The Soul of San Francisco: The Birth of the Public Medium

When I moved to San Francisco in the heydays of the tech boom, she was a much younger city, a soulful city trying to define herself in the face of a massive influx of wealth and talent. As foreign influences mixed with intrinsic identities, the two conflicted causing unsustainable inflation and population booms that put public utilities on edge. But more importantly, this influx also brought an abundance of culture and talent that not only defines San Francisco, but her empire of the Pacific. Her identity was never lost; it only grew, evolved, and matured. And through this profound experience, San Francisco gave birth to her most important offspring. It wasn’t technology; it was the public medium.
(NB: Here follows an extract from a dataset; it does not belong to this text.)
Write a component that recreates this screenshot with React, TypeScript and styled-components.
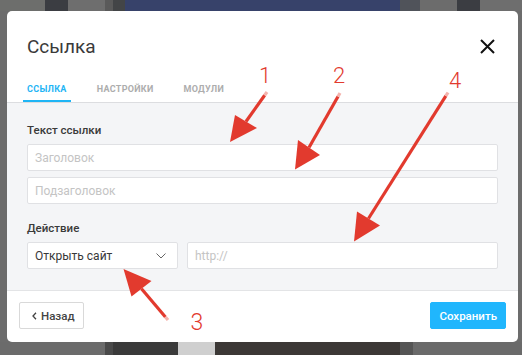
import * as React from 'react';
import styled, {createGlobalStyle} from 'styled-components';

const GlobalStyle = createGlobalStyle`
  html, body {
    margin: 0;
    padding: 0;
    width: 522px;
    height: 355px;
    overflow: hidden;
  }
  body {
    font-family: Roboto, "Noto Sans", "Liberation Sans", sans-serif;
  }
  * {
    box-sizing: border-box;
  }
`;

// the page behind the dialog: a dimmed site, only strips of it visible
const Backdrop = styled.div`
  position: relative;
  width: 522px;
  height: 355px;
  padding: 11px 4px 0 7px;
  background:
    linear-gradient(90deg,
      #6d6e6c 0 45px, #3b3d42 45px 68px, #6e6e6e 68px 105px,
      #5a5a5a 105px 113px, #434547 113px 125px, #37426a 125px 400px,
      #50535a 400px 420px, #6c6c6c 420px 457px, #3b3d42 457px 480px,
      #6e6e6e 480px) top / 100% 11px no-repeat,
    linear-gradient(90deg,
      #6b6b6b 0 105px, #4a4a4a 105px 113px, #3a3a3a 113px 178px,
      #cfcfcf 178px 215px, #3c3836 215px 400px, #555 400px 413px,
      #6a6a6a 413px) bottom / 100% 13px no-repeat,
    #6c6c6c;
`;

const Modal = styled.div`
  width: 511px;
  height: 331px;
  background: #fff;
  border-radius: 5px;
  display: flex;
  flex-direction: column;
  overflow: hidden;
`;

const Header = styled.div`
  height: 70px;
  flex: none;
  display: flex;
  align-items: center;
  justify-content: space-between;
  padding: 0 23px 0 20px;
`;

const Title = styled.div`
  font-size: 19px;
  line-height: 19px;
  color: #3a3a3a;
`;

const CloseBtn = styled.div`
  width: 15px;
  height: 15px;
  display: flex;
`;

const Tabs = styled.div`
  display: flex;
  flex: none;
  gap: 22px;
  padding: 0 16px;
  border-bottom: 1px solid #dcdde0;
`;

const Tab = styled.div<{ $active?: boolean }>`
  padding: 2px 4px 7px;
  font-size: 9px;
  line-height: 12px;
  font-weight: 700;
  letter-spacing: 0.3px;
  text-transform: uppercase;
  color: ${p => (p.$active ? '#1fb5f5' : '#adadad')};
  box-shadow: ${p => (p.$active ? 'inset 0 -2px 0 #1fb5f5' : 'none')};
`;

const Body = styled.div`
  flex: 1;
  background: #f4f5f7;
  padding: 20px 20px 0;
  display: flex;
  flex-direction: column;
`;

const Label = styled.div<{ $top?: number }>`
  font-size: 11.5px;
  line-height: 14px;
  font-weight: 500;
  color: #3a3a3a;
  margin: ${p => p.$top ?? 0}px 0 7px;
`;

const Field = styled.div<{ $muted?: boolean }>`
  height: 27px;
  flex: none;
  background: #fff;
  border: 1px solid #e0e1e4;
  border-radius: 2px;
  padding: 0 11px 0 7px;
  display: flex;
  align-items: center;
  justify-content: space-between;
  font-size: 12px;
  color: ${p => (p.$muted ? '#c4c4c4' : '#383838')};
`;

const Stack = styled.div`
  display: flex;
  flex-direction: column;
  gap: 6px;
`;

const Row = styled.div`
  display: grid;
  grid-template-columns: 151px 1fr;
  gap: 9px;
`;

const Footer = styled.div`
  height: 52px;
  flex: none;
  border-top: 1px solid #e3e4e6;
  display: flex;
  align-items: flex-start;
  justify-content: space-between;
  padding: 11px 12px 0;
`;

const Button = styled.div<{ $primary?: boolean }>`
  height: 27px;
  padding: 0 ${p => (p.$primary ? 8 : 8)}px 0 ${p => (p.$primary ? 8 : 12)}px;
  display: flex;
  align-items: center;
  gap: 4px;
  border-radius: 2px;
  font-size: 11.5px;
  font-weight: 500;
  color: ${p => (p.$primary ? '#fff' : '#444')};
  background: ${p => (p.$primary ? '#20b6fd' : '#fff')};
  border: 1px solid ${p => (p.$primary ? '#20b6fd' : '#d9d9d9')};
`;

const Overlay = styled.svg`
  position: absolute;
  left: 0;
  top: 0;
  pointer-events: none;
`;

const Num = styled.text`
  font-family: Roboto, "Liberation Sans", sans-serif;
  font-weight: 300;
  fill: #e23a2e;
`;

type Arrow = {
  tail: [number, number];
  tip: [number, number];
  wings: [[number, number], [number, number]];
};

const arrows: Arrow[] = [
  {tail: [267, 92], tip: [230, 142], wings: [[235, 115], [257, 128]]},
  {tail: [340, 93], tip: [295, 169.5], wings: [[298, 140], [320, 155]]},
  {tail: [448, 92.5], tip: [354, 241.5], wings: [[357, 211.5], [380, 225.5]]},
  {tail: [168, 320], tip: [123.5, 269], wings: [[131.5, 296.5], [151.5, 281]]},
];

const numbers = [
  {n: '1', x: 265, y: 83, size: 22},
  {n: '2', x: 339, y: 82.5, size: 22},
  {n: '4', x: 455, y: 88, size: 22},
  {n: '3', x: 197, y: 330, size: 23},
];

function Annotations() {
  return (
    <Overlay width={522} height={355} viewBox="0 0 522 355">
      {arrows.map((a, i) => {
        const [tx, ty] = a.tail;
        const [w1, w2] = a.wings;
        const bx = (w1[0] + w2[0]) / 2;
        const by = (w1[1] + w2[1]) / 2;
        const dx = bx - tx;
        const dy = by - ty;
        const len = Math.hypot(dx, dy);
        const fx = tx + (dx / len) * 4;
        const fy = ty + (dy / len) * 4;
        return (
          <g key={i}>
            <line x1={fx} y1={fy} x2={bx} y2={by} stroke="#e23a2e" strokeWidth={3.2}/>
            <line x1={tx} y1={ty} x2={fx} y2={fy} stroke="#f4b3ad" strokeWidth={3.2}/>
            <polygon
              points={`${a.tip.join(',')} ${w1.join(',')} ${w2.join(',')}`}
              fill="#e23a2e"
            />
          </g>
        );
      })}
      {numbers.map(d => (
        <Num key={d.n} x={d.x} y={d.y} fontSize={d.size} textAnchor="middle">
          {d.n}
        </Num>
      ))}
    </Overlay>
  );
}

export default function App() {
  return (
    <Backdrop>
      <GlobalStyle/>
      <Modal>
        <Header>
          <Title>Ссылка</Title>
          <CloseBtn>
            <svg width="15" height="15" viewBox="0 0 15 15">
              <path d="M1 1 L14 14 M14 1 L1 14" stroke="#111" strokeWidth="2"/>
            </svg>
          </CloseBtn>
        </Header>
        <Tabs>
          <Tab $active>Ссылка</Tab>
          <Tab>Настройки</Tab>
          <Tab>Модули</Tab>
        </Tabs>
        <Body>
          <Label>Текст ссылки</Label>
          <Stack>
            <Field $muted>Заголовок</Field>
            <Field $muted>Подзаголовок</Field>
          </Stack>
          <Label $top={17}>Действие</Label>
          <Row>
            <Field>
              Открыть сайт
              <svg width="10" height="6" viewBox="0 0 10 6">
                <path d="M0.5 0.5 L5 5 L9.5 0.5" fill="none" stroke="#666" strokeWidth="1"/>
              </svg>
            </Field>
            <Field $muted>http://</Field>
          </Row>
        </Body>
        <Footer>
          <Button>
            <svg width="5" height="8" viewBox="0 0 5 8">
              <path d="M4 0.8 L1 4 L4 7.2" fill="none" stroke="#444" strokeWidth="1.3"/>
            </svg>
            Назад
          </Button>
          <Button $primary>Сохранить</Button>
        </Footer>
      </Modal>
      <Annotations/>
    </Backdrop>
  );
}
San Francisco has always been known for its counter-culture identity, a voice that rung independently of the echoes across the country. This independence was forged by our own identity as much as our country’s. America was settled by individuals who chose to leave the Old World and establish a new life in a land thousands of miles from home. The West is no different. What they found in California was an environment free from the influences of Old Money, and an atmosphere that was accepting of ideas and peoples of different cultures. That’s how my father ended up here at the turn of the millennium.

In the past, technology has always been a compliment instead of a core in business. Associates who close deals are more pronounced than the analysts who ran the business. Because of the scarcity of resources, also known as economics, there can only be a few businesses who can earn a contract. A simple example would be construction. The investor can only pick one developer for a new skyscraper, because there is only one plot of land, and only enough capital for one attempt. You can’t start with one company and then switch to another mid project without very serious and dangerous consequences. Issues can range from labor agreements, to the suppliers and grade of steel, to the standard bolts used to uphold the concrete jungle.

Traditional industries require significant time and money to implement, and the effectiveness of a transaction cannot be realized until long after the investment has been spent. Thus, in these situations, the winners of contracts fall on appearances, because the results aren’t readily available. However, the technology industry is a bit different. If you wanted to implement an electronic payment solution, you can actually try all 5 major providers in under a work week. The culture of San Francisco isn’t the art of the deal, it’s empiricism of results.

The reason why technology fertilized in San Francisco results largely from its culture. Back in the early 90’s, there was this growing novelty dreamed up by scientists called the Internet. Most authorities dawned this wave of information technology as a passing phase that will soon subside to traditional lines of business. If you look at the Internet objectively, it’s insane. The Internet is a series of tubes that connect thoughts and opinions, and if you pitched this idea to Wall Street two decade ago, they would have called you crazy.

The fools who did believe in this future of digital technologies moved out to San Francisco where a culture and a metropolis blossomed from its influx of talent. Within a decade, two nerds from Stanford, an idealist from Palo Alto, and a Jewish kid from Harvard forged the backbone of the modern American economy. They chose the West as their home, not out of necessity like many modern tech professionals, but because of the culture of acceptance that defined San Francisco.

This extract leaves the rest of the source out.